The city will work to develop a "hybrid" plan for Venice Municipal Airport (KVNC), according to a report in the Sarasota Herald-Tribune. The council said it would pursue a plan that meets federal requirements for the airport while trying to lessen the impact on nearby homes. The council was not specific in what that would entail.

The plan that was rejected by the council would have reduced a runway safety buffer, but would have also discouraged "larger, faster" airplanes from using the airport. Two council members maintained their support for the so-called "B2" plan because it removed several homes and a golf course from the safety zone mandated by the FAA.

The issue was not whether airplanes fly over the houses. A representative for the consulting firm said that the primary issue is that homes located in an airport safety buffer have reduced property values and higher insurance premiums. The FAA contends that downgrading the airport would have a negative impact on airport business.

Mayor Ed Martin has twice traveled to Washington, DC for meetings with the FAA, who said unequivocally that they would not allow the airport to be downgraded.
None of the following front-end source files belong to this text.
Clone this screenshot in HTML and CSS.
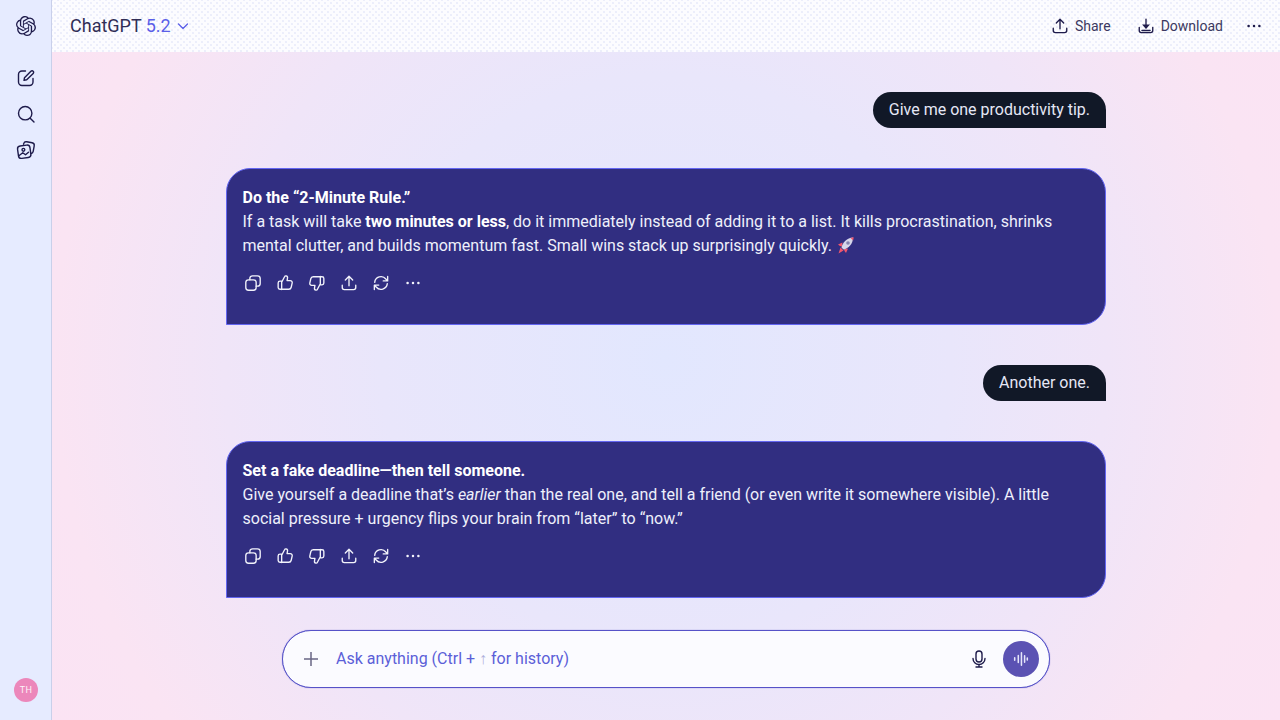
FILE: index.html
```html
<!DOCTYPE html>
<html lang="en">
<head>
<meta charset="utf-8">
<title>ChatGPT 5.2</title>
<link rel="stylesheet" href="styles.css">
</head>
<body>
<svg class="defs" width="0" height="0" aria-hidden="true">
  <defs>
    <symbol id="i-copy" viewBox="0 0 20 20"><rect x="2" y="6.5" width="11.500" height="11.500" rx="3"/><path d="M6.500 6.500V5a3 3 0 0 1 3-3H15a3 3 0 0 1 3 3v5.500a3 3 0 0 1-3 3h-1.500"/></symbol>
    <symbol id="i-up" viewBox="0 0 20 20"><path d="M6.300 9v8.200M6.300 9.200l3.200-6.100c.3-.7 1-1.100 1.700-1 1.100.2 1.800 1.200 1.600 2.300l-.5 2.900h3.600c1.400 0 2.400 1.300 2.100 2.600l-1.100 4.800c-.3 1.300-1.400 2.200-2.700 2.200H4.400c-1.100 0-2-.9-2-2v-5c0-1.100.9-2 2-2h1.900z"/></symbol>
    <symbol id="i-share" viewBox="0 0 20 20"><path d="M10 13V2.700M5.900 6.700L10 2.600l4.100 4.100M2.500 12.500v2.600c0 1.300 1 2.300 2.300 2.300h10.400c1.300 0 2.300-1 2.300-2.300v-2.600"/></symbol>
    <symbol id="i-down" viewBox="0 0 20 20"><path d="M10 2.300v9.500"/><path class="solid" d="M5.600 8.200h8.800L10 13.200z"/><path d="M2.500 11.500v3.600c0 1.300 1 2.300 2.300 2.300h10.400c1.300 0 2.300-1 2.300-2.300v-3.600M5.500 15h9"/></symbol>
    <symbol id="i-redo" viewBox="0 0 20 20"><path d="M3 9.300A7 7 0 0 1 15.400 5.600L17.200 7.600M17.400 2.800v4.900h-4.900M17 10.700A7 7 0 0 1 4.600 14.400L2.800 12.400M2.600 17.200v-4.900h4.900"/></symbol>
    <symbol id="i-more" viewBox="0 0 20 20"><circle class="solid" cx="4" cy="10" r="1.400"/><circle class="solid" cx="10" cy="10" r="1.400"/><circle class="solid" cx="16" cy="10" r="1.400"/></symbol>
  </defs>
</svg>
<div class="app">
  <aside class="rail">
    <svg class="logo" viewBox="0 0 24 24" aria-hidden="true"><path d="M22.2819 9.8211a5.9847 5.9847 0 0 0-.5157-4.9108 6.0462 6.0462 0 0 0-6.5098-2.9A6.0651 6.0651 0 0 0 4.9807 4.1818a5.9847 5.9847 0 0 0-3.9977 2.9 6.0462 6.0462 0 0 0 .7427 7.0966 5.98 5.98 0 0 0 .511 4.9107 6.051 6.051 0 0 0 6.5146 2.9001A5.9847 5.9847 0 0 0 13.2599 24a6.0557 6.0557 0 0 0 5.7718-4.2058 5.9894 5.9894 0 0 0 3.9977-2.9001 6.0557 6.0557 0 0 0-.7475-7.0729zm-9.022 12.6081a4.4755 4.4755 0 0 1-2.8764-1.0408l.1419-.0804 4.7783-2.7582a.7948.7948 0 0 0 .3927-.6813v-6.7369l2.02 1.1686a.071.071 0 0 1 .038.052v5.5826a4.504 4.504 0 0 1-4.4945 4.4944zm-9.6607-4.1254a4.4708 4.4708 0 0 1-.5346-3.0137l.142.0852 4.783 2.7582a.7712.7712 0 0 0 .7806 0l5.8428-3.3685v2.3324a.0804.0804 0 0 1-.0332.0615L9.74 19.9502a4.4992 4.4992 0 0 1-6.1408-1.6464zM2.3408 7.8956a4.485 4.485 0 0 1 2.3655-1.9728V11.6a.7664.7664 0 0 0 .3879.6765l5.8144 3.3543-2.0201 1.1685a.0757.0757 0 0 1-.071 0l-4.8303-2.7865A4.504 4.504 0 0 1 2.3408 7.872zm16.5963 3.8558L13.1038 8.364 15.1192 7.2a.0757.0757 0 0 1 .071 0l4.8303 2.7913a4.4944 4.4944 0 0 1-.6765 8.1042v-5.6772a.79.79 0 0 0-.407-.667zm2.0107-3.0231l-.142-.0852-4.7735-2.7818a.7759.7759 0 0 0-.7854 0L9.409 9.2297V6.8974a.0662.0662 0 0 1 .0284-.0615l4.8303-2.7866a4.4992 4.4992 0 0 1 6.6802 4.66zM8.3065 12.863l-2.02-1.1638a.0804.0804 0 0 1-.038-.0567V6.0742a4.4992 4.4992 0 0 1 7.3757-3.4537l-.142.0805L8.704 5.459a.7948.7948 0 0 0-.3927.6813zm1.0976-2.3654l2.602-1.4998 2.6069 1.4998v2.9994l-2.5974 1.4997-2.6067-1.4997Z"/></svg>
    <nav class="rail-nav">
      <svg class="rail-icon" viewBox="0 0 20 20" aria-hidden="true"><path d="M9.500 3H6a3.500 3.500 0 0 0-3.500 3.500V14A3.500 3.500 0 0 0 6 17.500h7.500A3.500 3.500 0 0 0 17 14v-3.500"/><path d="M8 12.300l.5-2.600 6.400-6.500c.7-.7 1.700-.7 2.300 0 .6.6.6 1.600 0 2.200l-6.500 6.400z"/></svg>
      <svg class="rail-icon" viewBox="0 0 20 20" aria-hidden="true"><circle cx="9.200" cy="9.200" r="6.700"/><path d="M14.200 14.200l3.800 3.800"/></svg>
      <svg class="rail-icon" viewBox="0 0 20 20" aria-hidden="true"><rect x="2" y="5.500" width="12.500" height="12.500" rx="3" transform="rotate(-8 8 12)"/><path d="M7.500 4.200l.2-.6A2.600 2.600 0 0 1 10.700 1.800l5.400 1a2.600 2.600 0 0 1 2.100 3l-1 5.600a2.600 2.600 0 0 1-2 2.100"/><circle cx="7.400" cy="9.800" r="1.400"/><path d="M3.200 15.500l3.600-2.700 2.700 2 3-2.600"/></svg>
    </nav>
    <div class="avatar">TH</div>
  </aside>
  <div class="main">
    <header class="topbar">
      <div class="model">
        <span class="model-name">ChatGPT</span>
        <span class="model-ver">5.2</span>
        <svg class="chev" viewBox="0 0 12 12" aria-hidden="true"><path d="M1.500 4l4.500 4.500L10.500 4"/></svg>
      </div>
      <div class="top-actions">
        <button class="top-btn share"><svg class="ico18"><use href="#i-share"/></svg>Share</button>
        <button class="top-btn"><svg class="ico18"><use href="#i-down"/></svg>Download</button>
        <svg class="ico18 more"><use href="#i-more"/></svg>
      </div>
    </header>
    <section class="chat">
      <div class="user">Give me one productivity tip.</div>
      <article class="bot">
        <p class="txt"><strong>Do the “2-Minute Rule.”</strong><br>If a task will take <strong>two minutes or less</strong>, do it immediately instead of adding it to a list. It kills procrastination, shrinks mental clutter, and builds momentum fast. Small wins stack up surprisingly quickly. <svg class="rocket" viewBox="0 0 18 18" aria-hidden="true"><path class="fin" d="M5.500 6.500L1 8.500l2 1.500 2 .5zM11 12.500l-2 4.500-1.500-2-.5-2zM3.500 11.500l3 3L1.500 17.500z"/><path class="hull" d="M4.500 11.500C5.500 6.500 10 2 16 1.500 16 8 11.500 12.500 6.500 13.500z"/><circle class="port" cx="11" cy="7" r="1.800"/><path class="fin" d="M13.500 1.900l3.300-.7-.7 3.300z"/></svg></p>
        <div class="tools">
          <svg class="ico18"><use href="#i-copy"/></svg>
          <svg class="ico18"><use href="#i-up"/></svg>
          <svg class="ico18 flip"><use href="#i-up"/></svg>
          <svg class="ico18"><use href="#i-share"/></svg>
          <svg class="ico18"><use href="#i-redo"/></svg>
          <svg class="ico18"><use href="#i-more"/></svg>
        </div>
      </article>
      <div class="user">Another one.</div>
      <article class="bot">
        <p class="txt"><strong>Set a fake deadline—then tell someone.</strong><br>Give yourself a deadline that’s <em>earlier</em> than the real one, and tell a friend (or even write it somewhere visible). A little social pressure + urgency flips your brain from “later” to “now.”</p>
        <div class="tools">
          <svg class="ico18"><use href="#i-copy"/></svg>
          <svg class="ico18"><use href="#i-up"/></svg>
          <svg class="ico18 flip"><use href="#i-up"/></svg>
          <svg class="ico18"><use href="#i-share"/></svg>
          <svg class="ico18"><use href="#i-redo"/></svg>
          <svg class="ico18"><use href="#i-more"/></svg>
        </div>
      </article>
    </section>
    <div class="composer-wrap">
      <div class="composer">
        <svg class="plus" viewBox="0 0 16 16" aria-hidden="true"><path d="M8 1v14M1 8h14"/></svg>
        <div class="placeholder">Ask anything (Ctrl + <span class="arrow">↑</span> for history)</div>
        <svg class="mic" viewBox="0 0 20 20" aria-hidden="true"><rect x="7" y="2" width="6" height="11" rx="3"/><path d="M4 9.500a6 6 0 0 0 12 0M10 15.500V18M7 18h6"/></svg>
        <div class="voice"><svg viewBox="0 0 20 20" aria-hidden="true"><path d="M3 8.500v3M7 6v8M10.500 3v14M14 6.500v7M17 9v2"/></svg></div>
      </div>
    </div>
  </div>
</div>
</body>
</html>
```

FILE: styles.css
```css
* { box-sizing: border-box; }
html, body { margin: 0; height: 100%; overflow: hidden; }
body { font-family: Roboto, "Liberation Sans", sans-serif; font-size: 16px; line-height: 24px; color: #1e1b4b; }
.defs { position: absolute; }
.solid { fill: currentColor; stroke: none; }
.app { display: flex; height: 720px; }

.rail { width: 52px; flex: none; display: flex; flex-direction: column; align-items: center; background: #e6ebff; border-right: 1px solid #c9d0ea; padding: 16px 0 18px; color: #1e1b4b; }
.logo { width: 20px; height: 20px; fill: #1e1b4b; display: block; margin-left: 1px; }
.rail-nav { display: flex; flex-direction: column; gap: 16px; margin-top: 32px; margin-left: 1px; }
.rail-icon { width: 20px; height: 20px; display: block; fill: none; stroke: #1e1b4b; stroke-width: 1.4; stroke-linecap: round; stroke-linejoin: round; }
.avatar { margin-top: auto; width: 24px; height: 24px; margin-left: 1px; border-radius: 50%; background: #ec87bb; color: #fdf2f8; font-size: 9px; line-height: 24px; text-align: center; letter-spacing: .3px; }

.main { flex: 1; min-width: 0; display: flex; flex-direction: column; background: radial-gradient(circle at center, #e2e7fe 0%, #e9e6fb 40%, #f0e5f8 62%, #fae4f3 86%, #fbe3f3 100%); }
.topbar { height: 52px; flex: none; display: flex; align-items: center; justify-content: space-between; padding: 0 17px 0 18px; background-color: #fcfcff; background-image: radial-gradient(#eceefb .7px, transparent 1px), radial-gradient(#eceefb .7px, transparent 1px); background-size: 6px 6px; background-position: 0 0, 3px 3px; }
.model { display: flex; align-items: center; font-size: 18px; line-height: 28px; }
.model-name { color: #312e56; }
.model-ver { color: #5b5fe8; margin-left: 4px; }
.chev { width: 12px; height: 12px; margin-left: 6px; fill: none; stroke: #5b5fe8; stroke-width: 1.3; stroke-linecap: round; stroke-linejoin: round; }
.top-actions { display: flex; align-items: center; gap: 22px; }
.top-btn { display: flex; align-items: center; gap: 6px; padding: 0; border: 0; background: none; font: inherit; font-size: 14px; color: #3b3861; }
.share { margin-right: 4px; }
.ico18 { width: 18px; height: 18px; display: block; fill: none; stroke: currentColor; stroke-width: 1.5; stroke-linecap: round; stroke-linejoin: round; overflow: visible; }
.top-btn .ico18 { color: #1e1b4b; }
.more { color: #1e1b4b; }

.chat { flex: 1; min-height: 0; width: 880px; margin: 0 auto; padding-top: 40px; display: flex; flex-direction: column; gap: 40px; }
.user { align-self: flex-end; height: 36px; padding: 6px 16px; background: #111827; color: #e5e7f5; border-radius: 18px 18px 0 18px; }
.bot { height: 157px; padding: 17px 16px 0 15.5px; background: #312e81; border: 1px solid #6366f1; border-radius: 24px 24px 24px 0; color: #eef0fb; }
.txt { margin: 0; }
.txt strong { font-weight: 700; color: #fff; }
.rocket { width: 18px; height: 18px; display: inline-block; vertical-align: -3px; margin-left: 1px; }
.fin { fill: #f0566e; }
.hull { fill: #d6d6ea; }
.port { fill: #8383b0; }
.tools { display: flex; gap: 14px; margin-top: 16px; margin-left: 1.500px; color: #f2f3fb; }
.flip { transform: scale(-1, -1); }

.composer-wrap { flex: none; display: flex; justify-content: center; padding-bottom: 32px; }
.composer { width: 768px; height: 58px; display: flex; align-items: center; padding: 0 10px 0 20px; border: 1px solid #5652c8; box-shadow: 0 0 1px #5652c8; border-radius: 29px; background: #fbfbff; }
.plus { width: 16px; height: 16px; fill: none; stroke: #6a6785; stroke-width: 1.5; flex: none; }
.placeholder { flex: 1; margin-left: 17px; color: #5b5fd8; }
.arrow { color: #aeb0dc; }
.mic { width: 20px; height: 20px; margin-right: 14px; fill: none; stroke: #1e1b4b; stroke-width: 1.4; stroke-linecap: round; }
.voice { width: 36px; height: 36px; border-radius: 50%; background: #5b52b3; display: flex; align-items: center; justify-content: center; }
.voice svg { width: 18px; height: 18px; fill: none; stroke: #e6e6fa; stroke-width: 1.700; stroke-linecap: round; }
```
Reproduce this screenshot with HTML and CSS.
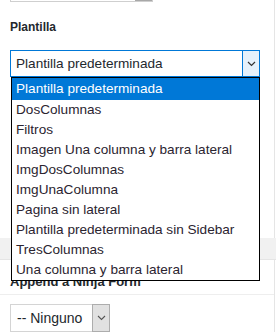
FILE: index.html
```html
<!DOCTYPE html>
<html lang="es">
<head>
    <meta charset="UTF-8">
    <title>Atributos de página</title>
    <link rel="stylesheet" href="styles.css">
</head>
<body>

    <div class="postbox">
        <div class="prev-select"><span class="prev-arrow"></span></div>

        <p class="field-label">Plantilla</p>

        <div class="select-wrap">
            <div class="select select-open">
                <span class="select-value">Plantilla predeterminada</span>
                <span class="select-arrow"><svg width="9" height="6" viewBox="0 0 9 6"><path d="M1 1 L4.5 4.5 L8 1" fill="none" stroke="#333" stroke-width="1.2"/></svg></span>
            </div>
            <ul class="dropdown">
                <li class="selected">Plantilla predeterminada</li>
                <li>DosColumnas</li>
                <li>Filtros</li>
                <li>Imagen Una columna y barra lateral</li>
                <li>ImgDosColumnas</li>
                <li>ImgUnaColumna</li>
                <li>Pagina sin lateral</li>
                <li>Plantilla predeterminada sin Sidebar</li>
                <li>TresColumnas</li>
                <li>Una columna y barra lateral</li>
            </ul>
        </div>
    </div>

    <div class="gap"></div>

    <div class="postbox">
        <div class="box-header">
            <h2>Append a Ninja Form</h2>
            <span class="toggle"></span>
        </div>
        <div class="box-body">
            <div class="select select-small">
                <span class="select-value">-- Ninguno</span>
                <span class="select-arrow"><svg width="9" height="6" viewBox="0 0 9 6"><path d="M1 1 L4.5 4.5 L8 1" fill="none" stroke="#555" stroke-width="1.1"/></svg></span>
            </div>
        </div>
    </div>

</body>
</html>
```

FILE: styles.css
```css
/* Caja de atributos de página */
body {
    margin: 0;
    background-color: #fff;
    font-family: "Liberation Sans", Arial, sans-serif;
    color: #23282d;
    overflow: hidden;
}
.postbox {
    width: 274px;
    border-right: 1px solid #e5e5e5;
    background-color: #fff;
}
.prev-select {
    position: relative;
    width: 141px;
    height: 1px;
    margin-left: 10px;
    border: 1px solid #cfcfcf;
    border-top: none;
}
.prev-arrow {
    position: absolute;
    right: 0;
    top: 0;
    width: 17px;
    height: 1px;
    background-color: #a8a8a8;
}
.field-label {
    margin: 0;
    padding: 17px 10px 0 10px;
    height: 31px;
    font-size: 12px;
    font-weight: bold;
    line-height: 16px;
}
.select-wrap {
    position: relative;
    margin-left: 10px;
    width: 250px;
    height: 27px;
    padding-bottom: 0;
}
.select {
    display: flex;
    align-items: stretch;
    box-sizing: border-box;
    height: 27px;
    border: 1px solid #0078d7;
    background-color: #fff;
    font-size: 13.6px;
}
.select-value {
    flex: 1;
    padding-left: 5px;
    line-height: 25px;
    white-space: nowrap;
}
.select-arrow {
    display: flex;
    align-items: center;
    justify-content: center;
    width: 16px;
    border-left: 1px solid #0078d7;
    background-color: #e5f1fb;
}
.dropdown {
    position: absolute;
    top: 27px;
    left: 1px;
    z-index: 2;
    box-sizing: border-box;
    width: 249px;
    margin: 0;
    padding: 0;
    list-style: none;
    border: 1px solid #000;
    background-color: #fff;
    font-size: 13.6px;
}
.dropdown li {
    height: 20px;
    line-height: 20px;
    padding-left: 4px;
    white-space: nowrap;
    color: #2b2430;
}
.dropdown li.selected {
    background-color: #0078d7;
    color: #fff;
    height: 22px;
    line-height: 22px;
}
.postbox:first-child {
    height: 238px;
}
.gap {
    height: 21px;
    background-color: #f1f1f1;
    border-bottom: 1px solid #e5e5e5;
}
.box-header {
    position: relative;
    height: 34px;
    border-bottom: 1px solid #eee;
}
.box-header h2 {
    margin: 0;
    padding: 0 10px;
    font-size: 13px;
    font-weight: bold;
    line-height: 44px;
}
.toggle {
    position: absolute;
    right: 16px;
    top: 18px;
    width: 3px;
    height: 2px;
    background-color: #72777c;
}
.box-body {
    padding: 9px 10px 0 10px;
    height: 40px;
}
.select-small {
    width: 100px;
    height: 28px;
    border: 1px solid #d4d4d4;
    font-size: 14px;
}
.select-small .select-value {
    padding-left: 6px;
    line-height: 26px;
}
.select-small .select-arrow {
    width: 16px;
    border: 1px solid #adadad;
    background-color: #e1e1e1;
    margin: -1px -1px -1px 0;
}
```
The paper reports that the vote came after the county spent over $1.1 million in developing plans with two separate consultants. Still, the council stopped short of endorsing an alternative that would shift the runway about 500 feet, removing most of the houses in the Gulf Shores neighborhood from the safety zone, but keeping the airport designation a "C". Several council members have said they will not approve any plan that does not address the issue of the safety buffer in the Gulf Shores neighborhood.